A few years ago I took a job at a small creative company. I led a number of high-profile projects. But as I started to gain recognition for my work, the company’s head became increasingly jealous, undermining me in team meetings, shouting at me in public places, telling me I was useless, taking credit for projects I’d led and removing my name from a document that I wrote.

After months of bullying I resigned. I had no choice. At the same time two other colleagues also resigned because they were appalled at his behaviour.

He is now working alone. However, he has lifted my practice wholesale and is now getting work off the back of a process I spent years developing.

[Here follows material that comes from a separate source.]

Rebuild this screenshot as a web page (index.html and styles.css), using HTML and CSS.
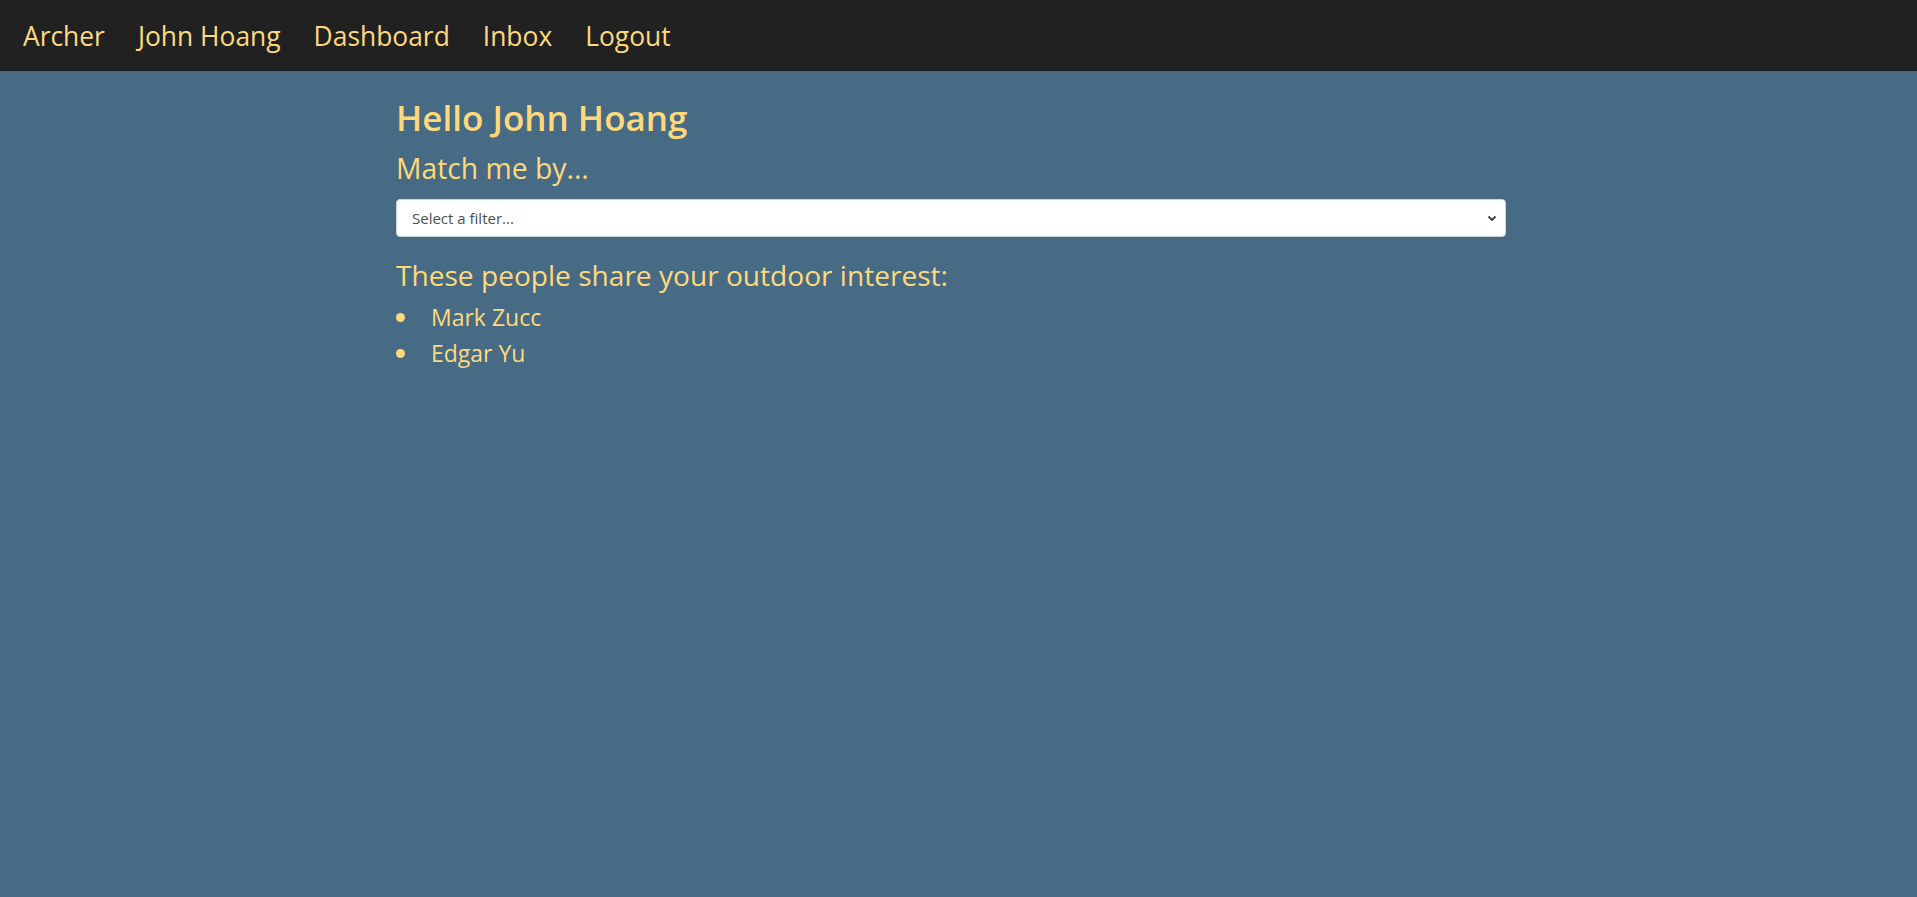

The other day I saw that he is posting a “how to” guide using my work but claiming it as his own innovation and speaking as an authority on it.

I am angry and hurt and although I’ve moved on professionally, I am full of rage. I feel powerless and silenced. What do I do with these feelings? How do I move on? What action can I take?

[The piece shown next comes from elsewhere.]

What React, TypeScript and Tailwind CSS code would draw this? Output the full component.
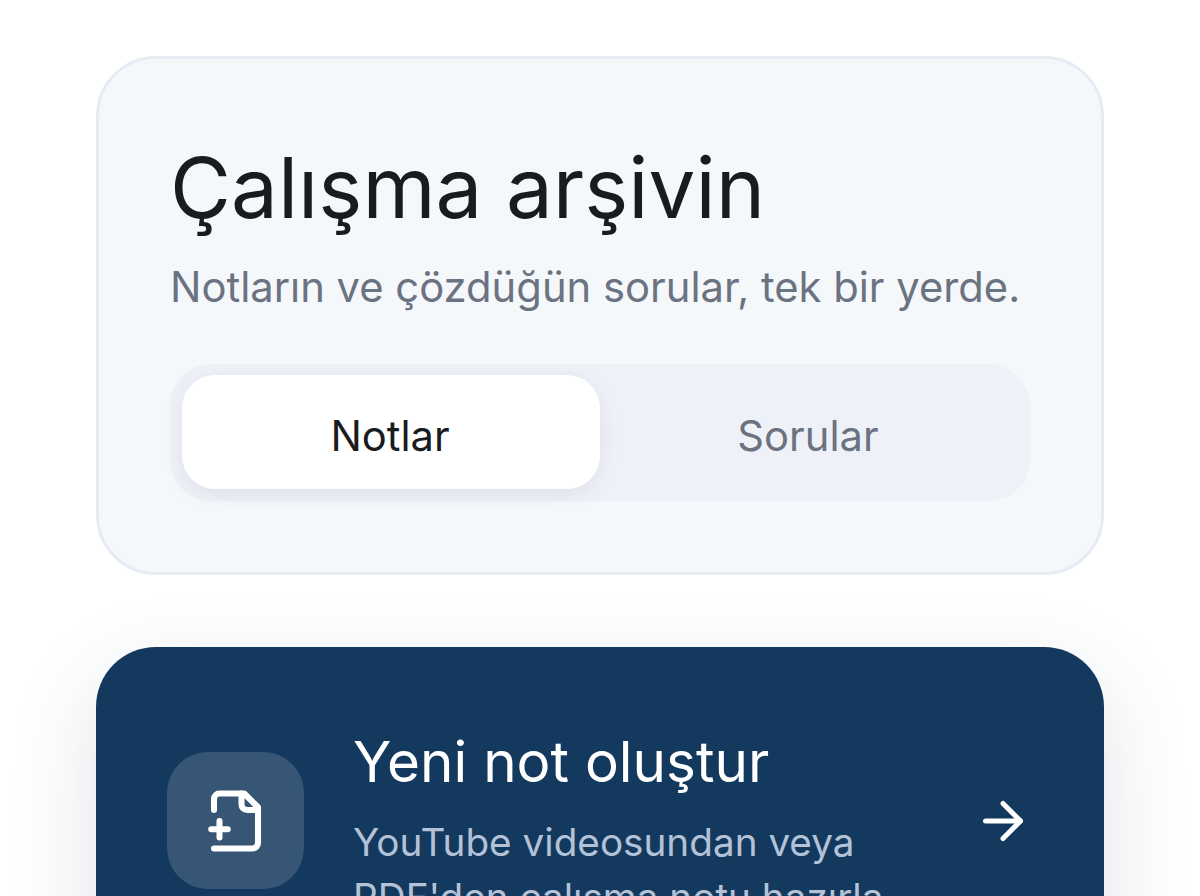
import { ArrowRight } from 'lucide-react';

const font = { fontFamily: 'Inter, "Noto Sans", sans-serif' };

function FilePlusIcon() {
  return (
    <svg width="66" height="66" viewBox="0 0 24 24" fill="none" stroke="#ffffff" strokeWidth="2.2" strokeLinecap="round" strokeLinejoin="round">
      <path d="M4 22h14a2 2 0 0 0 2-2V7l-5-5H6a2 2 0 0 0-2 2v4" />
      <path d="M14 2v4a2 2 0 0 0 2 2h4" />
      <path d="M3 15h6" />
      <path d="M6 12v6" />
    </svg>
  );
}

export default function App() {
  return (
    <div style={font} className="h-[896px] overflow-hidden bg-white px-[96px] pt-[56px]">
      <section className="rounded-[60px] border-[3px] border-[#e6ebf4] bg-[#f4f8fb] px-[71px] pt-[77px] pb-[71px]">
        <h1 className="text-[83.5px] leading-[104px] font-normal text-[#191b1d]">Çalışma arşivin</h1>
        <p className="mt-[16px] text-[41.75px] leading-[62px] text-[#6b7280]">Notların ve çözdüğün sorular, tek bir yerde.</p>
        <div className="mt-[46px] flex h-[137px] rounded-[41px] bg-[#eef1f8] px-[12px] pt-[11px] pb-[12px]">
          <button className="flex-1 rounded-[33px] bg-white pt-[9px] pr-[2px] text-[41.7px] text-[#191b1d] shadow-[0_5px_22px_rgba(0,0,0,0.07)]">Notlar</button>
          <button className="flex-1 rounded-[33px] pt-[9px] pr-[2px] text-[41.7px] text-[#6b7280]">Sorular</button>
        </div>
      </section>
      <section className="mt-[72px] flex items-center rounded-[60px] bg-[#14395f] pl-[71px] pr-[71px] pt-[69px] pb-[72px] shadow-[0_30px_90px_rgba(20,57,95,0.14)]">
        <div className="flex h-[137px] w-[137px] shrink-0 items-center justify-center rounded-[41px] bg-white/15">
          <FilePlusIcon />
        </div>
        <div className="ml-[49px] flex-1 pt-[10px]">
          <h2 className="text-[56.6px] leading-[72px] font-normal text-white">Yeni not oluştur</h2>
          <p className="mt-[17px] text-[38.7px] leading-[55px] text-[#b3c2d6]">
            YouTube videosundan veya
            <br />
            PDF'den çalışma notu hazırla
          </p>
        </div>
        <ArrowRight size={60} strokeWidth={2} color="#ffffff" />
      </section>
    </div>
  );
}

Well, what you can do about it, if anything, depends on the details. I spoke to three people: psychotherapist Armele Philpotts; intellectual property specialist lawyer Giles Parsons and employment specialist lawyer Emma Capper of Browne Jacobson.

Parsons explained that usually “if you create something in the process of being employed then the work belongs to the employer” and your contract probably says that. However, if you were employed as a consultant, or if you went into that employment with something like a programme or a manual or similar, something you’d already developed and it was written down somewhere, then the situation can be different. “If you’d developed a process that was then expanded on in your employment, you may have some underlying copyright, but it depends on your contract.”

So there is a possibility you could engage a lawyer and apply for an injunction to prevent your former boss from using your work – sometimes, says Parsons, that is enough. But there’s also the issue of the bullying behaviour. You might have a case for constructive dismissal if you resigned in response to your employer’s conduct but, as Capper explains, that can be a difficult claim to bring, and broadly speaking you have three months from your resignation to initiate a claim. That said, it might be worth an initial consultation with an employment/copyright lawyer who could look at your contract and advise you.

Philpotts understands why you were so angry. “You mention rage; that’s a really strong emotion and I can see why you feel like that. Rage is a boundary word, your ex boss has overstepped the mark and it’s not a one-off, you keep finding evidence that he’s completely trampling over your boundaries.”

People taking credit for things we’ve done, or ideas we’ve come up with is very upsetting. In your shoes I would explore the legal route, because I think it will give you some closure even if you find out there isn’t anything to be done. But, what do you do with all those raging emotions, how do you move on?

“You talk about being powerless,” says Philpotts, but actually you sound pretty capable. You’re creative and it sounds as if he’s not. He seems to be really clinging on to something you’ve done but the talent and creativity is yours and you’ve taken that with you. He doesn’t have that, which might be why he’s holding so tightly on to what you’ve done.”

The other good thing is you’ve moved on and got other employment. I don’t know what your boss stole but hopefully it will have a limited shelf life and then he’ll run into a cul-de-sac, whereas you have talent and creativity and lots of roads ahead of you. I know that, right now, that won’t seem like much but hopefully in time, given you can’t go back and change things, this knowledge will help you feel better. “I wonder if you could take ownership of the professional learning of this experience,” says Philpotts, “and maybe even the dissemination of it to other creatives as a way to harness that energy and help you feel not so stuck?”

I would warn you, however, to be careful about identifying him publicly unless you have rock solid proof or you may get yourself into a libel situation.